Durante la vida del Padre Arrupe se decía que en los jesuitas había dos vascos célebres, uno que fundó la Compañía, Ignacio de Loyola, y otro, Pedro Arrupe, que la iba a destruir. No fue así, hoy sigue siendo la Compañía de Jesús la orden religiosa más numerosa de la Iglesia. Ella está presente en frentes muy conflictivos de los cinco continentes, en los ‘límites de la periferia’ de la sociedad, allí adonde la justicia social y la fe brillan por su ausencia. Las crónicas de la Compañía cuentan también sobre más de cuarenta mártires jesuitas en los últimos decenios. Si es cierto aquello de que por los frutos los reconoceréis, parece que para algo sirvieron los capítulos (congregaciones) generales. ¡Ad majorem Dei gloriam!

viernes, 3 de agosto de 2012

"Llamar a capítulo"



Cuando en mi infancia mi padre “llamaba a capítulo”, mis hermanos y yo nos echábamos a temblar. Nuestras conciencias juveniles repasaban rápidamente los acontecimientos recientes para prepararnos a lo que se nos venía encima. Eran los momentos en que la máxima autoridad de la casa nos reprendía o nos pedía cuentas y explicaciones por las travesuras y “diabluras” pasadas.

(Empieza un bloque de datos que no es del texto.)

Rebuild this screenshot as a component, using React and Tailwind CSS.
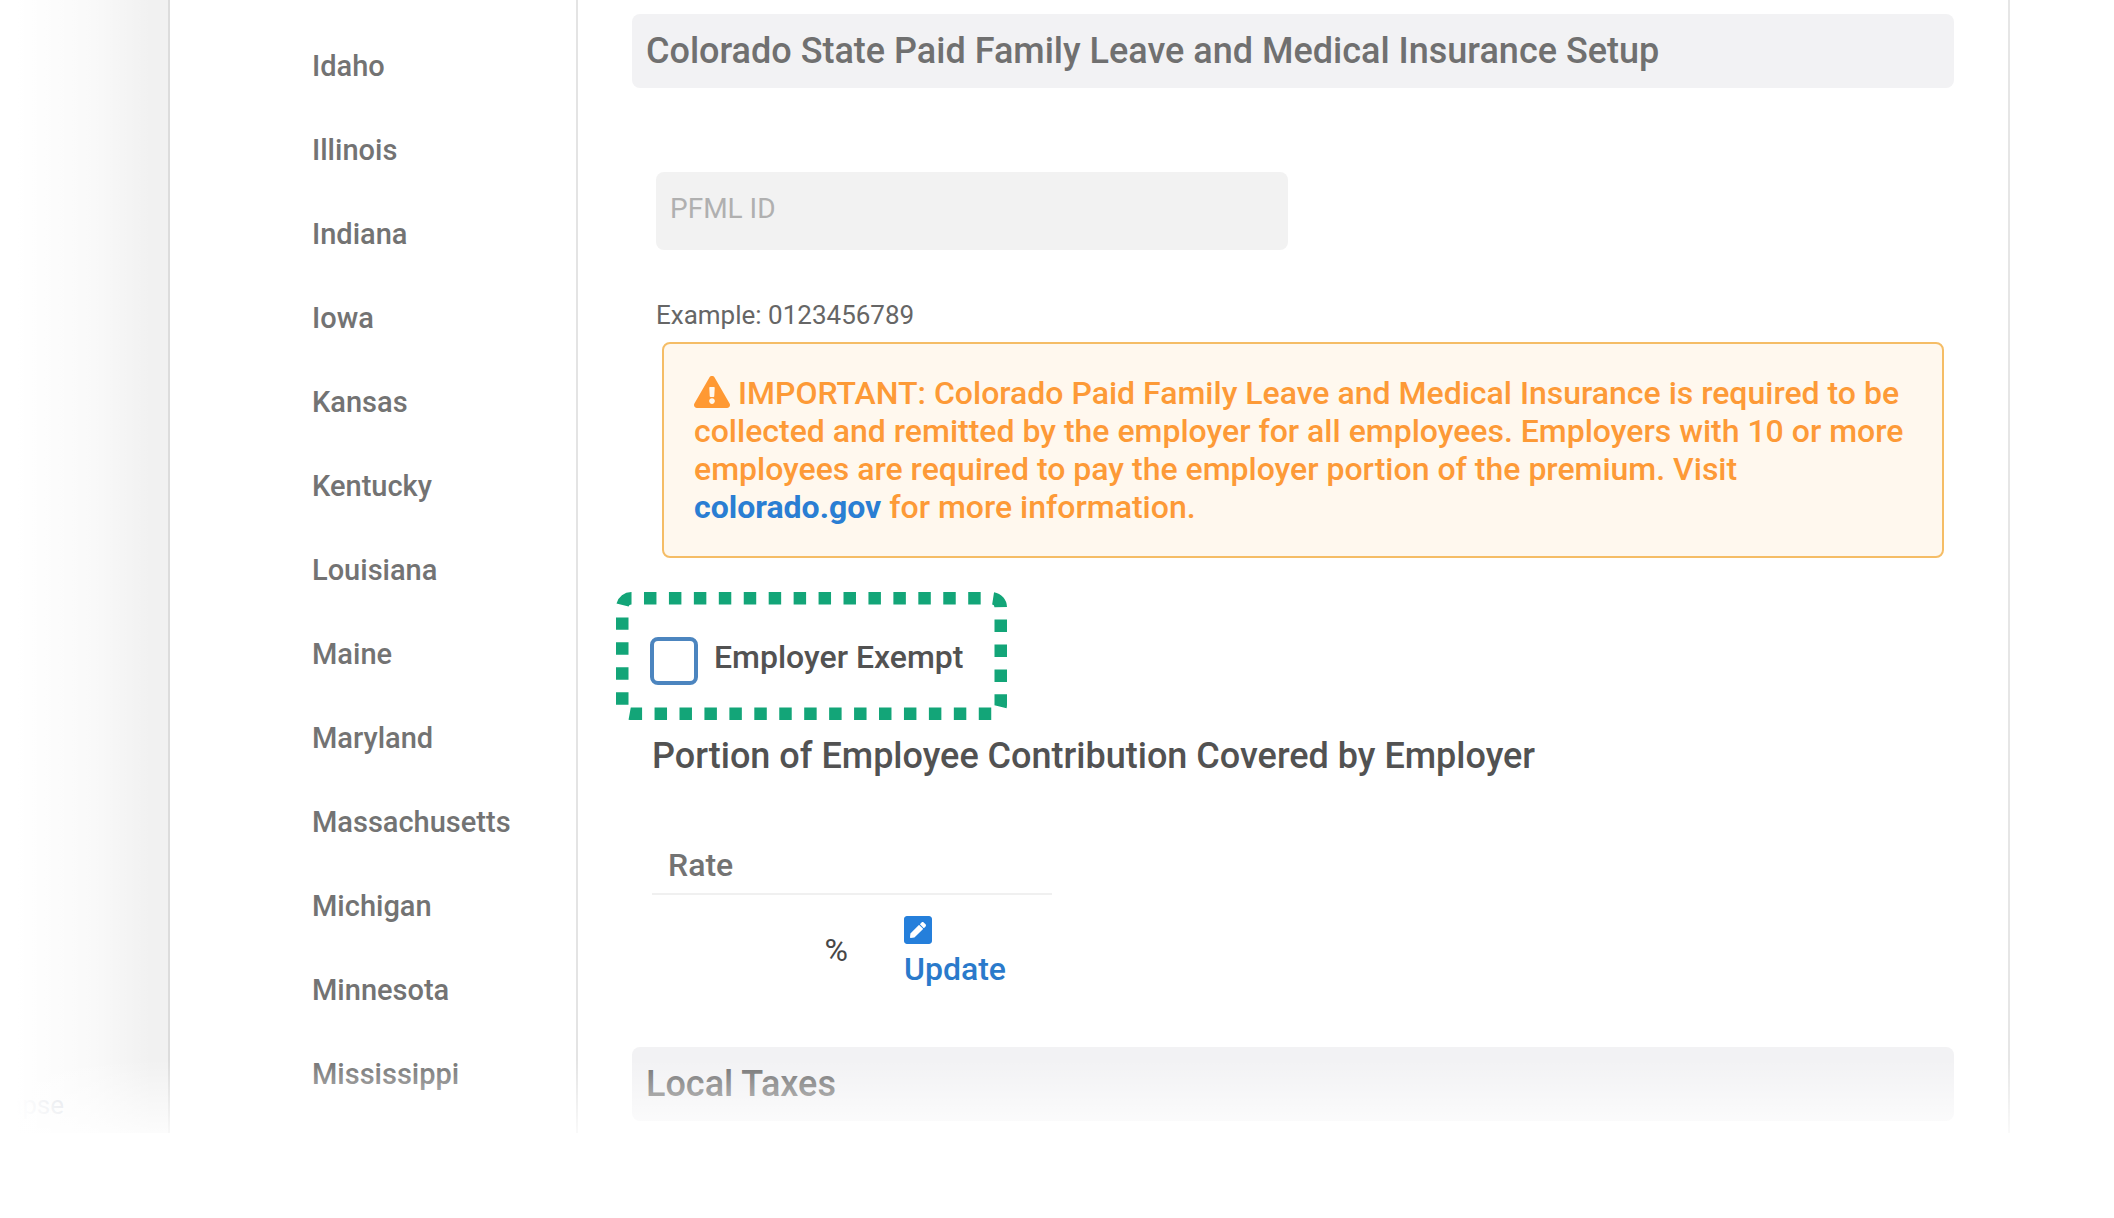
import React, { useState } from "react";
import { FaExclamationTriangle, FaPenSquare } from "react-icons/fa";

const states = [
  "Idaho",
  "Illinois",
  "Indiana",
  "Iowa",
  "Kansas",
  "Kentucky",
  "Louisiana",
  "Maine",
  "Maryland",
  "Massachusetts",
  "Michigan",
  "Minnesota",
  "Mississippi",
];

// Grey bar that opens each section of the form
const SectionTitle = ({ children }) => (
  <h2 className="h-[74px] rounded-lg bg-[#f2f2f4] px-[14px] text-4xl leading-[74px] font-medium text-[#707070]">
    {children}
  </h2>
);

const SideNav = () => (
  <aside className="relative flex w-[170px] shrink-0 flex-col justify-end overflow-hidden border-r-2 border-[#dcdcdc] bg-[#f1f1f1]">
    <button className="mb-2 w-16 text-right text-[26px] leading-10 text-[#66738f]">
      apse
    </button>
    {/* Fades the nav out towards the window edge */}
    <div className="pointer-events-none absolute inset-0 bg-linear-to-r from-white from-10% via-white/60 via-55% to-white/0 to-90%"></div>
  </aside>
);

const StateList = () => (
  <nav className="w-[408px] shrink-0 border-r-2 border-[#e4e4e4] pt-6 pl-[142px]">
    <ul>
      {states.map((state) => (
        <li key={state} className="h-[84px]">
          <a
            href="#"
            className="text-[29px] leading-[84px] font-medium text-[#737373]"
          >
            {state}
          </a>
        </li>
      ))}
    </ul>
  </nav>
);

const Notice = () => (
  <div className="mt-2 mr-[10px] ml-[30px] rounded-lg border-2 border-[#f5bd66] bg-[#fff8ee] p-[30px] text-[32px] leading-[38px] font-medium text-[#fd9a37]">
    <p>
      <FaExclamationTriangle className="mr-2 inline h-8 w-9 align-[-4px] text-[#ff9933]" />
      IMPORTANT: Colorado Paid Family Leave and Medical Insurance is required to
      be collected and remitted by the employer for all employees. Employers
      with 10 or more employees are required to pay the employer portion of the
      premium. Visit{" "}
      <a href="#" className="font-bold text-[#2a7ed3]">
        colorado.gov
      </a>{" "}
      for more information.
    </p>
  </div>
);

const ExemptBox = () => {
  const [exempt, setExempt] = useState(false);

  return (
    <div className="relative -ml-4 mt-[34px] flex h-[128px] w-[391px] items-center gap-4 pt-0.5 pl-[34px]">
      {/* Dashed highlight round the check box */}
      <svg
        className="pointer-events-none absolute inset-0"
        width="391"
        height="128"
        viewBox="0 0 391 128"
        fill="none"
      >
        <rect
          x="6.25"
          y="6.25"
          width="378.5"
          height="115.5"
          rx="9"
          stroke="#13a578"
          strokeWidth="12.5"
          strokeDasharray="12.47 12.47"
          strokeDashoffset="12.2"
        />
      </svg>
      <input
        id="exempt"
        type="checkbox"
        checked={exempt}
        onChange={() => setExempt(!exempt)}
        className="mt-2 h-12 w-12 appearance-none rounded-lg border-4 border-[#4c85bf] bg-white checked:bg-[#4c85bf]"
      />
      <label
        htmlFor="exempt"
        className="text-[32px] leading-10 font-medium text-[#525252]"
      >
        Employer Exempt
      </label>
    </div>
  );
};

const RateTable = () => (
  <table className="mt-14 ml-5 w-[400px] table-fixed text-left">
    <thead>
      <tr className="h-[58px] border-b-2 border-[#f0f0f0]">
        <th className="w-[236px] px-4 text-[32px] leading-10 font-medium text-[#737373]">
          Rate
        </th>
        <th></th>
      </tr>
    </thead>
    <tbody>
      <tr className="h-[114px]">
        <td className="pr-10 pb-1 text-right text-[32px] leading-10 text-[#474747]">
          %
        </td>
        <td className="pl-4 align-middle">
          <a
            href="#"
            className="flex flex-col items-start gap-0.5 text-[32px] leading-[42px] font-medium text-[#2a7acb]"
          >
            <FaPenSquare className="h-8 w-7 text-[#257fdb]" />
            Update
          </a>
        </td>
      </tr>
    </tbody>
  </table>
);

export default function App() {
  const [pfmlId, setPfmlId] = useState("");

  return (
    <div className="min-h-screen bg-white font-[Roboto,sans-serif]">
      <div className="relative mr-[104px] flex overflow-hidden">
        <SideNav />
        <StateList />
        <main className="min-w-0 grow border-r-2 border-[#e6e6e6] pt-[14px] pr-[54px] pb-3 pl-[54px]">
          <SectionTitle>
            Colorado State Paid Family Leave and Medical Insurance Setup
          </SectionTitle>

          <div className="mt-[84px] ml-6">
            <input
              type="text"
              aria-label="PFML ID"
              placeholder="PFML ID"
              value={pfmlId}
              onChange={(e) => setPfmlId(e.target.value)}
              className="block h-[78px] w-[632px] rounded-lg bg-[#f2f2f2] px-[14px] pb-1.5 text-[28px] text-[#525252] placeholder:text-[#b0b0b0]"
            />
            <p className="mt-[46px] text-[26px] leading-[38px] text-[#666666]">
              Example: 0123456789
            </p>
          </div>

          <Notice />
          <ExemptBox />

          <h3 className="mt-3 ml-5 text-4xl leading-[48px] font-medium text-[#525252]">
            Portion of Employee Contribution Covered by Employer
          </h3>
          <RateTable />

          <div className="mt-[39px]">
            <SectionTitle>Local Taxes</SectionTitle>
          </div>
        </main>
        <div className="pointer-events-none absolute inset-x-0 bottom-0 h-[74px] bg-linear-to-b from-white/0 to-white/80"></div>
      </div>
    </div>
  );
}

Como podéis constatar estoy refiriéndome al siglo pasado (!), cuando el lenguaje popular de nuestra tierra estaba henchido de palabras, giros y expresiones tomados del mundo religioso. Hoy el hecho religioso se perdió desgraciadamente en las esferas privadas y el lenguaje de nuestros días está repleto de otras cosas, por ejemplo de anglicismos.

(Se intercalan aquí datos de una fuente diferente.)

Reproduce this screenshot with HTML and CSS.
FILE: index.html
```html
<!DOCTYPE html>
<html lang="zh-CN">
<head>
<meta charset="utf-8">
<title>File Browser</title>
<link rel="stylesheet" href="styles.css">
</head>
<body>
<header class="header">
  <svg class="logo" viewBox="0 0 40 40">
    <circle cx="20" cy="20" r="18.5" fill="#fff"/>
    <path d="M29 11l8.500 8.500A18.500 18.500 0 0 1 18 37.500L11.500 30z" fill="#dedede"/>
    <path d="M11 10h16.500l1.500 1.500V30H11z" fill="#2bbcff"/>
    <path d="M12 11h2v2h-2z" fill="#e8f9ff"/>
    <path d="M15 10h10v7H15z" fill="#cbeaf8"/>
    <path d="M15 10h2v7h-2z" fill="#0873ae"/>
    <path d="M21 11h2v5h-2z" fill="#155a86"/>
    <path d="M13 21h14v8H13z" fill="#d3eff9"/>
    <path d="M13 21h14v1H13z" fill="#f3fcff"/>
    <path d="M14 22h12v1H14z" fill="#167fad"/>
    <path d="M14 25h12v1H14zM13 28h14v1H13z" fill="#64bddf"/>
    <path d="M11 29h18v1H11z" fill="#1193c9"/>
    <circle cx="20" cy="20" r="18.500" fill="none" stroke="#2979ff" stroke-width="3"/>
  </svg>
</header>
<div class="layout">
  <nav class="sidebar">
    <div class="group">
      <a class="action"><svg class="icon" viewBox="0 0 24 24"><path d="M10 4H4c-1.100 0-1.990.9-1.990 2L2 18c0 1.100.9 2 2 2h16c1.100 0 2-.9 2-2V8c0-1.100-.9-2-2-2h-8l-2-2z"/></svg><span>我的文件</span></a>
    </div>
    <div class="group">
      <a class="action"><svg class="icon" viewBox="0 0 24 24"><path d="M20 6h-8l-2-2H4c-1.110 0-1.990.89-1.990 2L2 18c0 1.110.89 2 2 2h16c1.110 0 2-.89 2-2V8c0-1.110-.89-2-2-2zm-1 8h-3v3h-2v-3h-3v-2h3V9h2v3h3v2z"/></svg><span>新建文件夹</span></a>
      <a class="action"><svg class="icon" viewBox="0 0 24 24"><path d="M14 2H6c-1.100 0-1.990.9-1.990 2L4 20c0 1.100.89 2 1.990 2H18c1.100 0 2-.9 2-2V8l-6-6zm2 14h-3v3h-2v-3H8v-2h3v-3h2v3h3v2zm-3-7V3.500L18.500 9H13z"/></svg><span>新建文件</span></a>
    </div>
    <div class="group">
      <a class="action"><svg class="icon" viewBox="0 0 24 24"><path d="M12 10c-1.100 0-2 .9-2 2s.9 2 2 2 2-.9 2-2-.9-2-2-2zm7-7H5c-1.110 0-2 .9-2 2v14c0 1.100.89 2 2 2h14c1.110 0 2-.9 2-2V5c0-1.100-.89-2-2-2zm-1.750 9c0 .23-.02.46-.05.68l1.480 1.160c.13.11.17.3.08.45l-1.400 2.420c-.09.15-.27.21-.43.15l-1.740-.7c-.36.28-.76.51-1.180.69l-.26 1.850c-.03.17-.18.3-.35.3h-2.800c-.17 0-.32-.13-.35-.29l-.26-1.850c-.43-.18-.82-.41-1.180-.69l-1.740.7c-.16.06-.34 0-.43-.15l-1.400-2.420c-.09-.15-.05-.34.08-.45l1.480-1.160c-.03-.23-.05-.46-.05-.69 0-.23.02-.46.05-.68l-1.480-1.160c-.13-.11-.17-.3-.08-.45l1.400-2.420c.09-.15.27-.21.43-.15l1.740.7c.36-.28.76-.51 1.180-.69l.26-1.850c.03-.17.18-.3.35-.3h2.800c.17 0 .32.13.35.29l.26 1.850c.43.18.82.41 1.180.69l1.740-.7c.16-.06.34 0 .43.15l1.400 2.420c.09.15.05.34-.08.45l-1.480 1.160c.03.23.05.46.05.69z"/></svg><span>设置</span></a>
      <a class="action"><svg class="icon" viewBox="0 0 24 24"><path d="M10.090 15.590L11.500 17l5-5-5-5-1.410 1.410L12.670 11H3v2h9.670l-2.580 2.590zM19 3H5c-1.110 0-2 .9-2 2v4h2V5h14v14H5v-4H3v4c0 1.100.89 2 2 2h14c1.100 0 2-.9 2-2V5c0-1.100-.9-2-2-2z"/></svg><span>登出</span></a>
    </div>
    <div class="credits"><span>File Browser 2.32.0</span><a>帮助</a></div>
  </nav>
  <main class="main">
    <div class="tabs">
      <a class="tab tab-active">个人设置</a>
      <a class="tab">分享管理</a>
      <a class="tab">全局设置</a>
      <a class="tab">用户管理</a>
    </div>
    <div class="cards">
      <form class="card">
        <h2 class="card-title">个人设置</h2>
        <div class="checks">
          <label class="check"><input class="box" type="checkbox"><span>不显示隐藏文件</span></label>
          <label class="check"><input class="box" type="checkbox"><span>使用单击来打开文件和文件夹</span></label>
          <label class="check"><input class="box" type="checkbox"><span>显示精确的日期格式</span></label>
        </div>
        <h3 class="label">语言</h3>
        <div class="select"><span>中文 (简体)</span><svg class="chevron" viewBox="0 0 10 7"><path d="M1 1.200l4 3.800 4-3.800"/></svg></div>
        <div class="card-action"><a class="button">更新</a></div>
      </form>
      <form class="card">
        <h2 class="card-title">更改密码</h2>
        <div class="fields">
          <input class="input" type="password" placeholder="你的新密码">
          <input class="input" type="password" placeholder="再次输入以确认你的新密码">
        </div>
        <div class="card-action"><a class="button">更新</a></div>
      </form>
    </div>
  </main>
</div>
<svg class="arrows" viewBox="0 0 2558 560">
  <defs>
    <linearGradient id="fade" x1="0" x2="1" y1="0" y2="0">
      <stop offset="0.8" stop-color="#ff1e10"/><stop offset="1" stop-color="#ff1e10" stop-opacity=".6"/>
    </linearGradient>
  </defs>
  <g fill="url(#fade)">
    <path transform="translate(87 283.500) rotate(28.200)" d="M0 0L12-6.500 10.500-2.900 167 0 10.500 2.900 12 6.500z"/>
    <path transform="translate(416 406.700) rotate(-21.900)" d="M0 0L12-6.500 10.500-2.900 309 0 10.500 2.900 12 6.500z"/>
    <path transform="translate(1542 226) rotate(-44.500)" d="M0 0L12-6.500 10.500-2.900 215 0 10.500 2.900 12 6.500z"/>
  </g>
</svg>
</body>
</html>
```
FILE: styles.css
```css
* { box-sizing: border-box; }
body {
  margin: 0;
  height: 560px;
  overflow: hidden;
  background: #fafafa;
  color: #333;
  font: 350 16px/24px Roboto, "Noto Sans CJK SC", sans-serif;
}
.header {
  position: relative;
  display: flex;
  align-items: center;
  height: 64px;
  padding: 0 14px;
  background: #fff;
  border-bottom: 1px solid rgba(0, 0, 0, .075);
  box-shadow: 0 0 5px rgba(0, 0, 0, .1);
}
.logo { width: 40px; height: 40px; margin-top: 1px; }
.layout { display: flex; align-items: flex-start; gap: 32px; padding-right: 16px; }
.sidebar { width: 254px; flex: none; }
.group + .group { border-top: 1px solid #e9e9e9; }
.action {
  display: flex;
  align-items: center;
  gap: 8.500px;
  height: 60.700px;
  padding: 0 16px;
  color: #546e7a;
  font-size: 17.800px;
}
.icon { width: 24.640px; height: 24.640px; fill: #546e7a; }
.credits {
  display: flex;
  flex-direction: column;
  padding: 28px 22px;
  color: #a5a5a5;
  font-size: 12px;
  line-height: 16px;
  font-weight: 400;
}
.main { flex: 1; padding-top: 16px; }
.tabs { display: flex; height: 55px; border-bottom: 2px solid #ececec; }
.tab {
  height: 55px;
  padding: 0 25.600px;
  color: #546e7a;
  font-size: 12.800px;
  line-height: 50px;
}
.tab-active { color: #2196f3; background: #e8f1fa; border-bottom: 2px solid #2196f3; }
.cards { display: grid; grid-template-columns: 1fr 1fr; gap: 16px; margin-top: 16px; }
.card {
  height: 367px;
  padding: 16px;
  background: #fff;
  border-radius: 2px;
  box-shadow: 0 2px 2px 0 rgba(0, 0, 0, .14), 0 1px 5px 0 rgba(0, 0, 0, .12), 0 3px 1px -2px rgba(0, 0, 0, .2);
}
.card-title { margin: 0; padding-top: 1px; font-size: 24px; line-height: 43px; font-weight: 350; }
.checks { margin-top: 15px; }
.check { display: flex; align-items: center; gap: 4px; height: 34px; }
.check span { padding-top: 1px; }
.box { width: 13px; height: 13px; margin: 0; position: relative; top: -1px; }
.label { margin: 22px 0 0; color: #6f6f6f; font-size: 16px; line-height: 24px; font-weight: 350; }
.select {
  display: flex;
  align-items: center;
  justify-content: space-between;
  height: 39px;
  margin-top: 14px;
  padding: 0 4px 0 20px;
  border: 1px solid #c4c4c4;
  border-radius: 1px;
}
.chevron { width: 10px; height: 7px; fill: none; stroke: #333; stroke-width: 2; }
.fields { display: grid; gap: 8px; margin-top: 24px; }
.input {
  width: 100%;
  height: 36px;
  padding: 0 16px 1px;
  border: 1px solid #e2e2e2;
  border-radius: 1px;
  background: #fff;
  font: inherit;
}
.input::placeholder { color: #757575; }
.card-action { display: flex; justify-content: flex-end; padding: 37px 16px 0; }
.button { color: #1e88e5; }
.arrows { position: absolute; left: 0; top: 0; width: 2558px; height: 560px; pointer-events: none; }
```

Me ha venido a la memoria tal recuerdo porque hablando hace un par de días con una persona cercana salió el tema de nuestro último viaje. Al preguntarme si habíamos estado de vacaciones en alguna playa le dije que no, que acabábamos de participar durante los últimos quince días en el capítulo general de nuestro Instituto que se ha celebrado en Schoenstatt, en Alemania. Por el gesto de la cara de mi interlocutor deduje que lo del “capítulo general” le sonaba a chino. Para no entrar en detalles, pues hacía mucho calor, le invité a que leyera la próxima entrada de mi Blog, lo que me prometió, haciéndome la observación de que hace ya semanas dejé de escribir. Le contesté, eso sí, con un sincero “propósito de la enmienda”.

Y ahora me referiré a lo del capítulo general. No tengan miedo mis lectores más cercanos, no voy a descubrir nada de nuestro último capítulo. Las comunicaciones oficiales de los responsables desvelarán a su tiempo el secreto en aquello que les compete. El resto se sabrá cuando pasen los años y los archivos se abran a los historiadores interesados, si los hay. Yo quiero comentarle a mi amigo algo que sí le puede interesar. Por ejemplo, el origen de los así llamados capítulos generales.

Fue allá por los años 1100 al 1150, cuando se fundó la Orden del Cister, aquellos monjes blancos que en su día hicieron progresar al mismo tiempo el cristianismo, la civilización y la agricultura en una buena parte de Europa. Vivían según la célebre Regla de San Benito, pero al contrario de los Benedictinos tenían una estructura centralizada. Leo en un diccionario de historia medieval que cada año los abades cistercienses (los superiores o jefes) debían viajar a la ciudad de Cîteaux, donde residía el Abad mayor para asistir a un capítulo general de la Orden. En este capítulo se decidían cuestiones concernientes a la totalidad de la Orden, y los abades eran reprendidos o elogiados individualmente. (Ahora entienden mis lectores porqué mi madre nos avisaba de la “llamada a capítulo” de papá; en la mayoría de los casos se trataba de un asunto serio).

Pronto la Iglesia reconoció la utilidad de esta estructura para todas las órdenes religiosas, las congregaciones e institutos seculares y para aquellas otras comunidades que aspiren a ser reconocidas como tales. Fue en el cuarto Concilio de Letrán (1215) cuando se impuso a todas las comunidades religiosas el deber de mantener regularmente capítulos generales.

Muchos de los capítulos generales de las grandes órdenes religiosas y de las demás comunidades de vida consagrada han pasado a la historia sin pena ni gloria, fueron asambleas para elegir a los superiores y demás personas responsables del gobierno de las comunidades. Otros capítulos generales, sin embargo, cambiaron la historia de tales comunidades, dándoles nueva vida e impulsándolas a renovarse en el espíritu de sus fundadores. En la próxima semana quiero referirme a algunos secretos sobre capítulos generales ya revelados por los historiadores respectivos. Hoy me conformo con haber despertado la curiosidad de mi interlocutor citado.

A propósito de mi padre: si alguno de mis lectores “llama a capítulo” a sus hijos, que lo haga con la misma firmeza y dulzura que él lo hacía.